** Start **
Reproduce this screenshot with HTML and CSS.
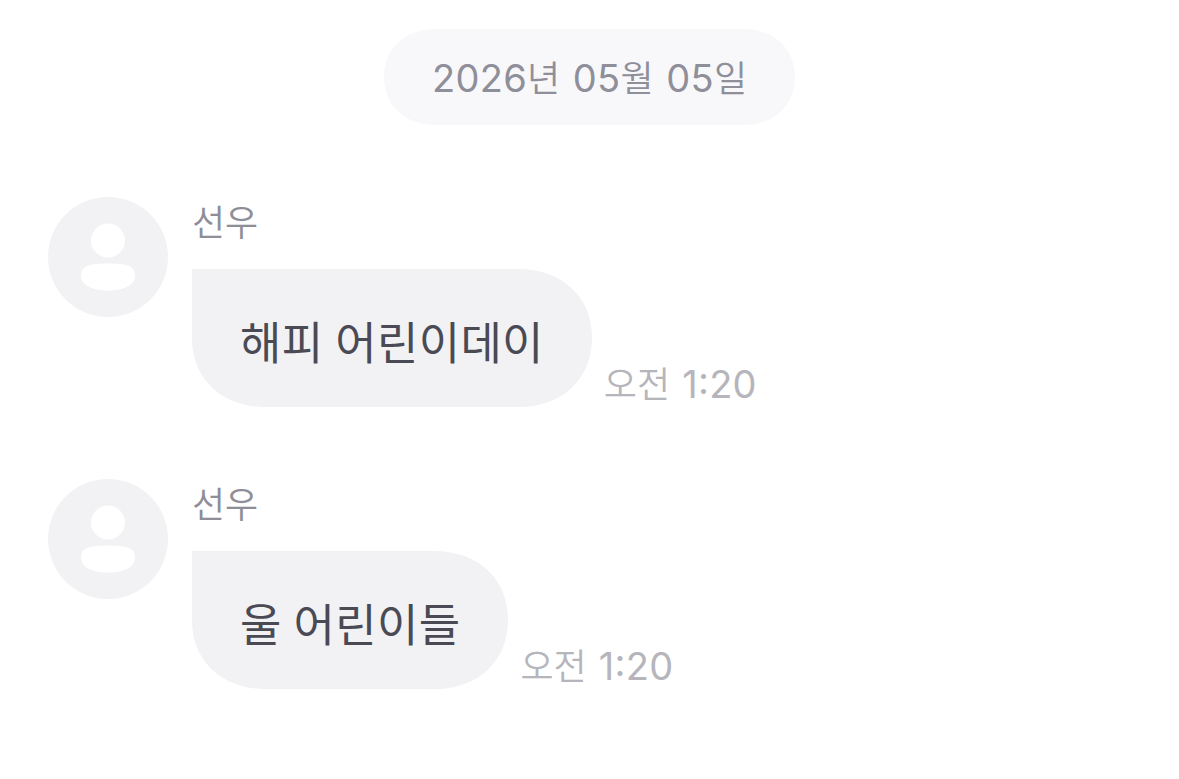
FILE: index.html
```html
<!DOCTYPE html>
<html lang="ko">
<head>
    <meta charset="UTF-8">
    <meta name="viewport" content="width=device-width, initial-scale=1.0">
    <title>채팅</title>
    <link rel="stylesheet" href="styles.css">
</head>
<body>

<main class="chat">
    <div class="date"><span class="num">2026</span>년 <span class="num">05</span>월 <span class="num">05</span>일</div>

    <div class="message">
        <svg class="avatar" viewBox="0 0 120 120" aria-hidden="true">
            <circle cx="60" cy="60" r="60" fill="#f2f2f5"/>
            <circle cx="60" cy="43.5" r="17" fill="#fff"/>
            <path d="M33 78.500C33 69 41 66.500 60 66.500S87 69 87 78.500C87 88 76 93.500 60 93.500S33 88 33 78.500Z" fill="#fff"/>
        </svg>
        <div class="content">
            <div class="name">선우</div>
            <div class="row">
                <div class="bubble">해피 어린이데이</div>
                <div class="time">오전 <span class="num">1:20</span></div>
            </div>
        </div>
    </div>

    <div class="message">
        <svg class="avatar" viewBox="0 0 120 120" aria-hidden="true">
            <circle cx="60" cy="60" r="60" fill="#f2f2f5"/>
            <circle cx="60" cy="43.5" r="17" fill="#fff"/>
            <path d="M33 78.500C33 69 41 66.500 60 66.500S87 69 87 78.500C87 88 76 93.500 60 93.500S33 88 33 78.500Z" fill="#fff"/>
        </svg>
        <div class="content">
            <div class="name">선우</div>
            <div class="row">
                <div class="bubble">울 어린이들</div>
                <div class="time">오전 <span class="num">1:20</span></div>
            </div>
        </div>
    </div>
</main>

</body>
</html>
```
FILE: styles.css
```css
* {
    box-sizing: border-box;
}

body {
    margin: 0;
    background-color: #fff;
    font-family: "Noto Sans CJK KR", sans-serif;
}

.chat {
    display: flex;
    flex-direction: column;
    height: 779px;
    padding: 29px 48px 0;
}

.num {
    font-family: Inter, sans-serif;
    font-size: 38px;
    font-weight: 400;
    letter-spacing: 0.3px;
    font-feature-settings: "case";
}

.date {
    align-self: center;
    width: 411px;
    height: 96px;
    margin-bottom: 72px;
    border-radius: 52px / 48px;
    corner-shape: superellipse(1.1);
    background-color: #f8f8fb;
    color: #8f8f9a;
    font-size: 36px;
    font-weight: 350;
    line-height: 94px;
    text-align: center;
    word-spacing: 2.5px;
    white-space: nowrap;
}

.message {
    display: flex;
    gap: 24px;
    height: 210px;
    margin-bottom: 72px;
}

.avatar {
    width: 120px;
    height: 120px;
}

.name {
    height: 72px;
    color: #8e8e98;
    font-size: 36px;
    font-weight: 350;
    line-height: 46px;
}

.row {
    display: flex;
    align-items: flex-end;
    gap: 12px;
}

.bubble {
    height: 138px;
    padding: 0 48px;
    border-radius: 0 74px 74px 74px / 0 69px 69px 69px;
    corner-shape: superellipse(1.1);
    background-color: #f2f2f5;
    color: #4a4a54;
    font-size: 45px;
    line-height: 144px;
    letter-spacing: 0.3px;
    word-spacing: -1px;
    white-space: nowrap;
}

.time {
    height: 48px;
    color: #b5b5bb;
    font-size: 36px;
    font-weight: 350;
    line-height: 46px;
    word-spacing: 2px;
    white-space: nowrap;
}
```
** End **
Directive
Retype the listing exactly. Pictures do not belong in the copy.

The completed task
Reproduce this screenshot with HTML and CSS.
FILE: index.html
```html
<!DOCTYPE html>
<html lang="ko">
<head>
    <meta charset="UTF-8">
    <meta name="viewport" content="width=device-width, initial-scale=1.0">
    <title>채팅</title>
    <link rel="stylesheet" href="styles.css">
</head>
<body>

<main class="chat">
    <div class="date"><span class="num">2026</span>년 <span class="num">05</span>월 <span class="num">05</span>일</div>

    <div class="message">
        <svg class="avatar" viewBox="0 0 120 120" aria-hidden="true">
            <circle cx="60" cy="60" r="60" fill="#f2f2f5"/>
            <circle cx="60" cy="43.5" r="17" fill="#fff"/>
            <path d="M33 78.500C33 69 41 66.500 60 66.500S87 69 87 78.500C87 88 76 93.500 60 93.500S33 88 33 78.500Z" fill="#fff"/>
        </svg>
        <div class="content">
            <div class="name">선우</div>
            <div class="row">
                <div class="bubble">해피 어린이데이</div>
                <div class="time">오전 <span class="num">1:20</span></div>
            </div>
        </div>
    </div>

    <div class="message">
        <svg class="avatar" viewBox="0 0 120 120" aria-hidden="true">
            <circle cx="60" cy="60" r="60" fill="#f2f2f5"/>
            <circle cx="60" cy="43.5" r="17" fill="#fff"/>
            <path d="M33 78.500C33 69 41 66.500 60 66.500S87 69 87 78.500C87 88 76 93.500 60 93.500S33 88 33 78.500Z" fill="#fff"/>
        </svg>
        <div class="content">
            <div class="name">선우</div>
            <div class="row">
                <div class="bubble">울 어린이들</div>
                <div class="time">오전 <span class="num">1:20</span></div>
            </div>
        </div>
    </div>
</main>

</body>
</html>
```
FILE: styles.css
```css
* {
    box-sizing: border-box;
}

body {
    margin: 0;
    background-color: #fff;
    font-family: "Noto Sans CJK KR", sans-serif;
}

.chat {
    display: flex;
    flex-direction: column;
    height: 779px;
    padding: 29px 48px 0;
}

.num {
    font-family: Inter, sans-serif;
    font-size: 38px;
    font-weight: 400;
    letter-spacing: 0.3px;
    font-feature-settings: "case";
}

.date {
    align-self: center;
    width: 411px;
    height: 96px;
    margin-bottom: 72px;
    border-radius: 52px / 48px;
    corner-shape: superellipse(1.1);
    background-color: #f8f8fb;
    color: #8f8f9a;
    font-size: 36px;
    font-weight: 350;
    line-height: 94px;
    text-align: center;
    word-spacing: 2.5px;
    white-space: nowrap;
}

.message {
    display: flex;
    gap: 24px;
    height: 210px;
    margin-bottom: 72px;
}

.avatar {
    width: 120px;
    height: 120px;
}

.name {
    height: 72px;
    color: #8e8e98;
    font-size: 36px;
    font-weight: 350;
    line-height: 46px;
}

.row {
    display: flex;
    align-items: flex-end;
    gap: 12px;
}

.bubble {
    height: 138px;
    padding: 0 48px;
    border-radius: 0 74px 74px 74px / 0 69px 69px 69px;
    corner-shape: superellipse(1.1);
    background-color: #f2f2f5;
    color: #4a4a54;
    font-size: 45px;
    line-height: 144px;
    letter-spacing: 0.3px;
    word-spacing: -1px;
    white-space: nowrap;
}

.time {
    height: 48px;
    color: #b5b5bb;
    font-size: 36px;
    font-weight: 350;
    line-height: 46px;
    word-spacing: 2px;
    white-space: nowrap;
}
```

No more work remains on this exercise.